Commissiong calls for historic Lane School to be saved
The Premier's race advisor Rolfe Commissiong added his support to those objecting to rezoning land which houses the Lane School as commercial property.
And he said if Bermuda wanted to continue to lead the way in the African Diaspora Trail it needed to preserve such landmarks.
Now a derelict building, the Lane School, on East Broadway, was the first school for black children on the Island after emancipation in 1834. It was one of seven schools the Anglican Church helped build in partnership with the Young Men's Friendly Societies on the Island.
The owners of the property have asked that it be rezoned for commercial use which would allow them to build up to a five-storey building a request to construct a building has not been made to the Development Applications Board.
The Bermuda Draft Tribunal is to meet next week to decide the building's fate.
Yesterday Mr. Commissiong said: "I also do not understand how we can continue to promote Bermuda as a keynote on the Diaspora Trail and provide little in the way of authentic sites which can illuminate our history for our visitors and for generations of Bermudians to follow. Sites which collectively we have made a decision to preserve as part of our common heritage.
"How we deal with this issue will demonstrate and definitively express what we as Bermudians truly value."
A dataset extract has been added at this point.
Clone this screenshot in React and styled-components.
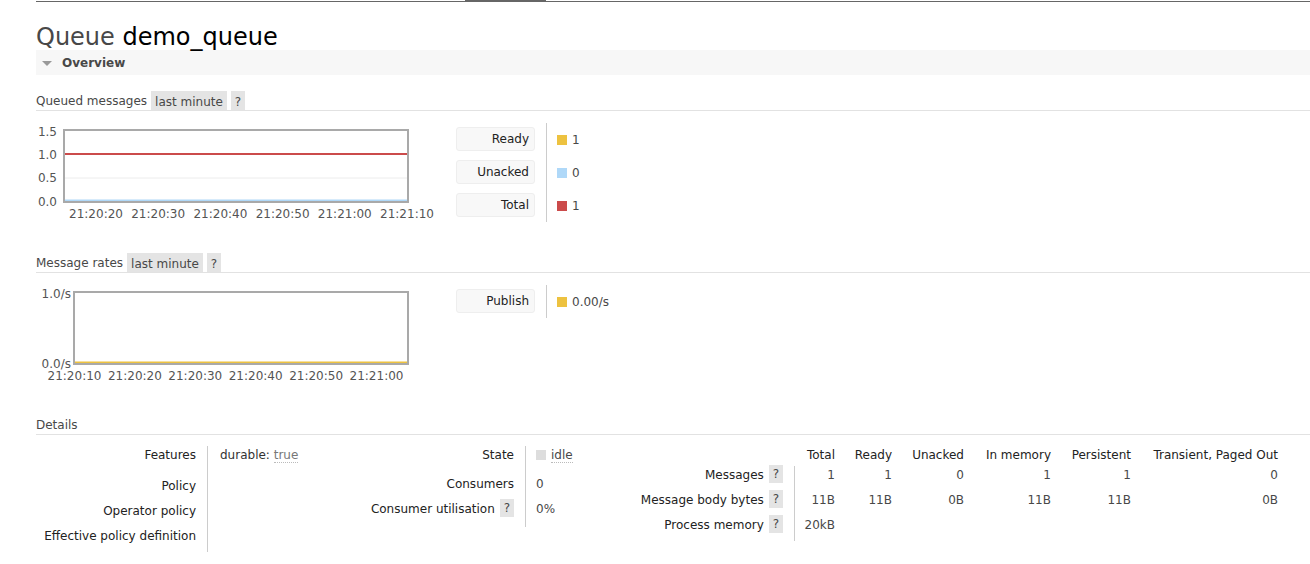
import styled, { createGlobalStyle } from 'styled-components';

const GlobalStyle = createGlobalStyle`
  body {
    margin: 0;
    background: #fff;
    color: #484848;
    font-family: "DejaVu Sans", Verdana, sans-serif;
    font-size: 12px;
  }
`;

const queued = [
  { label: 'Ready', color: '#edc240', value: '1' },
  { label: 'Unacked', color: '#afd8f8', value: '0' },
  { label: 'Total', color: '#cb4b4b', value: '1' },
];

const rates = [{ label: 'Publish', color: '#edc240', value: '0.00/s' }];

const queuedChart = {
  plotX: 28,
  yTicks: [
    { label: '1.5', y: 10 },
    { label: '1.0', y: 33 },
    { label: '0.5', y: 56 },
    { label: '0.0', y: 80 },
  ],
  labelX: 21,
  xTicks: ['21:20:20', '21:20:30', '21:20:40', '21:20:50', '21:21:00', '21:21:10'],
  xStart: 60,
  xStep: 62.2,
  grid: [32, 56],
  series: [
    { y: 78.5, color: '#afd8f8' },
    { y: 32, color: '#cb4b4b' },
  ],
};

const ratesChart = {
  plotX: 38,
  yTicks: [
    { label: '1.0/s', y: 10 },
    { label: '0.0/s', y: 80 },
  ],
  labelX: 35,
  xTicks: ['21:20:10', '21:20:20', '21:20:30', '21:20:40', '21:20:50', '21:21:00'],
  xStart: 38.5,
  xStep: 60.4,
  grid: [],
  series: [{ y: 78.5, color: '#edc240' }],
};

const msgCols = ['Total', 'Ready', 'Unacked', 'In memory', 'Persistent', 'Transient, Paged Out'];
const msgWidths = [46, 57, 72, 87, 80, 147];
const msgRows = [
  { label: 'Messages', values: ['1', '1', '0', '1', '1', '0'] },
  { label: 'Message body bytes', values: ['11B', '11B', '0B', '11B', '11B', '0B'] },
  { label: 'Process memory', values: ['20kB', '', '', '', '', ''] },
];

function Chart({ config }) {
  const { plotX, yTicks, labelX, xTicks, xStart, xStep, grid, series } = config;
  return (
    <ChartSvg width="420" height="100" viewBox="0 0 420 100">
      <rect x={plotX} y="8" width={372 - plotX} height="72" fill="#fff" />
      {grid.map((g) => (
        <line key={g} x1={plotX} x2="372" y1={g} y2={g} stroke="#ececec" strokeWidth="1" />
      ))}
      {series.map((s, i) => (
        <line key={i} x1={plotX} x2="372" y1={s.y} y2={s.y} stroke={s.color} strokeWidth="2" />
      ))}
      <rect x={plotX} y="8" width={372 - plotX} height="72" fill="none" stroke="#a9a9a9" strokeWidth="2" />
      {yTicks.map((t) => (
        <text key={t.label} x={labelX} y={t.y} dy="0.36em" textAnchor="end">
          {t.label}
        </text>
      ))}
      {xTicks.map((t, i) => (
        <text key={t} x={xStart + i * xStep} y="92" dy="0.36em" textAnchor="middle">
          {t}
        </text>
      ))}
    </ChartSvg>
  );
}

function Legend({ items }) {
  return (
    <LegendBox>
      <LegendKeys>
        {items.map((it) => (
          <LegendKey key={it.label}>{it.label}</LegendKey>
        ))}
      </LegendKeys>
      <LegendValues>
        {items.map((it) => (
          <LegendValue key={it.label}>
            <Swatch $color={it.color} />
            {it.value}
          </LegendValue>
        ))}
      </LegendValues>
    </LegendBox>
  );
}

export default function App() {
  return (
    <>
      <GlobalStyle />
      <Page>
        <Nav>
          <NavTab />
        </Nav>
        <Title>
          Queue <b>demo_queue</b>
        </Title>
        <Section>
          <Caret />
          Overview
        </Section>

        <Heading $top={16}>
          <HeadingText>Queued messages</HeadingText>
          <Badge>last minute</Badge>
          <Badge>?</Badge>
        </Heading>
        <ChartRow>
          <Chart config={queuedChart} />
          <Legend items={queued} />
        </ChartRow>

        <Heading $top={31}>
          <HeadingText>Message rates</HeadingText>
          <Badge>last minute</Badge>
          <Badge>?</Badge>
        </Heading>
        <ChartRow>
          <Chart config={ratesChart} />
          <Legend items={rates} />
        </ChartRow>

        <Heading $top={32}>
          <HeadingText>Details</HeadingText>
        </Heading>

        <DetailsRow>
          <Table $cols="172px 112px">
            <Th $h={31}>Features</Th>
            <Td $h={31}>
              <Strong>durable:</Strong> <Abbr>true</Abbr>
            </Td>
            <Th $h={25}>Policy</Th>
            <Td $h={25} />
            <Th $h={25}>Operator policy</Th>
            <Td $h={25} />
            <Th $h={25}>Effective policy definition</Th>
            <Td $h={25} />
          </Table>

          <Table $cols="206px 74px">
            <Th $h={29}>State</Th>
            <Td $h={29} $pad={10}>
              <StateDot />
              <Abbr $dark>idle</Abbr>
            </Td>
            <Th $h={25}>Consumers</Th>
            <Td $h={25} $pad={10}>0</Td>
            <Th $h={27}>
              Consumer utilisation <HelpBadge>?</HelpBadge>
            </Th>
            <Td $h={27} $pad={10}>0%</Td>
          </Table>

          <Table $cols={`195px ${msgWidths.map((w) => w + 'px').join(' ')}`}>
            <Th $h={20} $plain />
            {msgCols.map((c) => (
              <ColHead key={c}>{c}</ColHead>
            ))}
            {msgRows.map((r) => (
              <Row key={r.label}>
                <Th $h={25}>
                  {r.label} <HelpBadge>?</HelpBadge>
                </Th>
                {r.values.map((v, i) => (
                  <Num key={i}>{v}</Num>
                ))}
              </Row>
            ))}
          </Table>
        </DetailsRow>
      </Page>
    </>
  );
}

const Page = styled.div`
  padding-left: 36px;
  padding-bottom: 20px;
`;

const Nav = styled.div`
  display: flex;
  height: 1px;
  border-bottom: 1px solid #666;
`;

const NavTab = styled.span`
  margin-left: 429px;
  width: 81px;
  height: 1px;
  background: #666;
`;

const Title = styled.h1`
  margin: 21px 0 0;
  height: 27px;
  font-size: 24px;
  line-height: 28px;
  font-weight: normal;
  color: #484848;

  b {
    font-weight: normal;
    color: #000;
  }
`;

const Section = styled.div`
  display: flex;
  align-items: center;
  box-sizing: border-box;
  height: 25px;
  padding: 1px 0 0 6px;
  background: #f7f7f7;
  font-weight: bold;
  color: #484848;
`;

const Caret = styled.span`
  width: 0;
  height: 0;
  margin-right: 10px;
  border-left: 5px solid transparent;
  border-right: 5px solid transparent;
  border-top: 5px solid #999;
`;

const Heading = styled.div`
  display: flex;
  align-items: flex-end;
  gap: 4px;
  margin-top: ${(p) => p.$top}px;
  border-bottom: 1px solid #e2e2e2;
  color: #484848;
`;

const HeadingText = styled.span`
  line-height: 16px;
  padding: 1px 0 1px;
`;

const Badge = styled.span`
  padding: 3px 4px 0;
  line-height: 16px;
  background: #e4e4e4;
  color: #484848;
`;

const ChartRow = styled.div`
  display: flex;
  align-items: flex-start;
  margin-top: 11px;
  height: 100px;
`;

const ChartSvg = styled.svg`
  display: block;
  flex: none;
  font-family: "DejaVu Sans", Verdana, sans-serif;
  font-size: 12px;
  fill: #545454;
`;

const LegendBox = styled.div`
  display: flex;
  margin-top: 1px;
`;

const LegendKeys = styled.div`
  display: flex;
  flex-direction: column;
  gap: 9px;
  padding: 4px 11px 5px 0;
  border-right: 1px solid #ccc;
`;

const LegendKey = styled.div`
  box-sizing: border-box;
  width: 79px;
  height: 24px;
  padding: 1px 5px 0 0;
  line-height: 21px;
  text-align: right;
  color: #222;
  background: #f8f8f8;
  border: 1px solid #eee;
  border-radius: 3px;
`;

const LegendValues = styled.div`
  display: flex;
  flex-direction: column;
  gap: 9px;
  padding: 4px 0 5px 10px;
`;

const LegendValue = styled.div`
  display: flex;
  align-items: center;
  gap: 5px;
  box-sizing: border-box;
  height: 24px;
  padding-top: 1px;
  color: #484848;
`;

const Swatch = styled.span`
  width: 10px;
  height: 10px;
  background: ${(p) => p.$color};
`;

const DetailsRow = styled.div`
  display: flex;
  align-items: flex-start;
  margin-top: 11px;
`;

const Table = styled.div`
  display: grid;
  grid-template-columns: ${(p) => p.$cols};
  line-height: 16px;
`;

const Row = styled.div`
  display: contents;
`;

const Th = styled.div`
  box-sizing: border-box;
  height: ${(p) => p.$h}px;
  padding: 1px 11px 0 0;
  text-align: right;
  color: #222;
  white-space: nowrap;
  border-right: 1px solid ${(p) => (p.$plain ? 'transparent' : '#ccc')};
`;

const Td = styled.div`
  box-sizing: border-box;
  height: ${(p) => p.$h}px;
  padding: 1px 0 0 ${(p) => p.$pad ?? 12}px;
  white-space: nowrap;
  color: #484848;
`;

const ColHead = styled.div`
  box-sizing: border-box;
  height: 20px;
  padding: 1px 6px 0 0;
  text-align: right;
  white-space: nowrap;
  color: #222;
`;

const Num = styled.div`
  box-sizing: border-box;
  height: 25px;
  padding: 1px 6px 0 0;
  text-align: right;
  color: #484848;
`;

const HelpBadge = styled.span`
  display: inline-block;
  margin-left: 1px;
  margin-top: -2px;
  padding: 1px 4px;
  vertical-align: top;
  background: #e4e4e4;
  color: #484848;
`;

const Strong = styled.span`
  color: #333;
`;

const Abbr = styled.span`
  color: ${(p) => (p.$dark ? '#484848' : '#777')};
  border-bottom: 1px dotted #bbb;
`;

const StateDot = styled.span`
  display: inline-block;
  width: 10px;
  height: 10px;
  margin-right: 5px;
  vertical-align: -1px;
  background: #ddd;
`;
Mr. Commissiong added that he believed Bermuda has often put economic growth over historical preservation.
"I have been of the view that too often in the post-modern Bermudian context, we have become a people who know the price of everything but the value of nothing," he said.
"The long-term interest of the community is certainly better served by the enhancement and preservation of this key historical landmark, than by any subsequent development of the site consistent with current trends.
"And I am also of the view that in this context the broader needs of the community and the need to preserve this historical treasure, must trump the legitimate yet more narrow interest of the current owner(s) of the property, which would be to maximise the economic potential of the property under question."
Mr. Commissiong likened the plight of the Lane School to that of the black gravesite at Tucker's Point golf course, which he alleged has been neglected over the years. He said they were both examples of history that have been overlooked.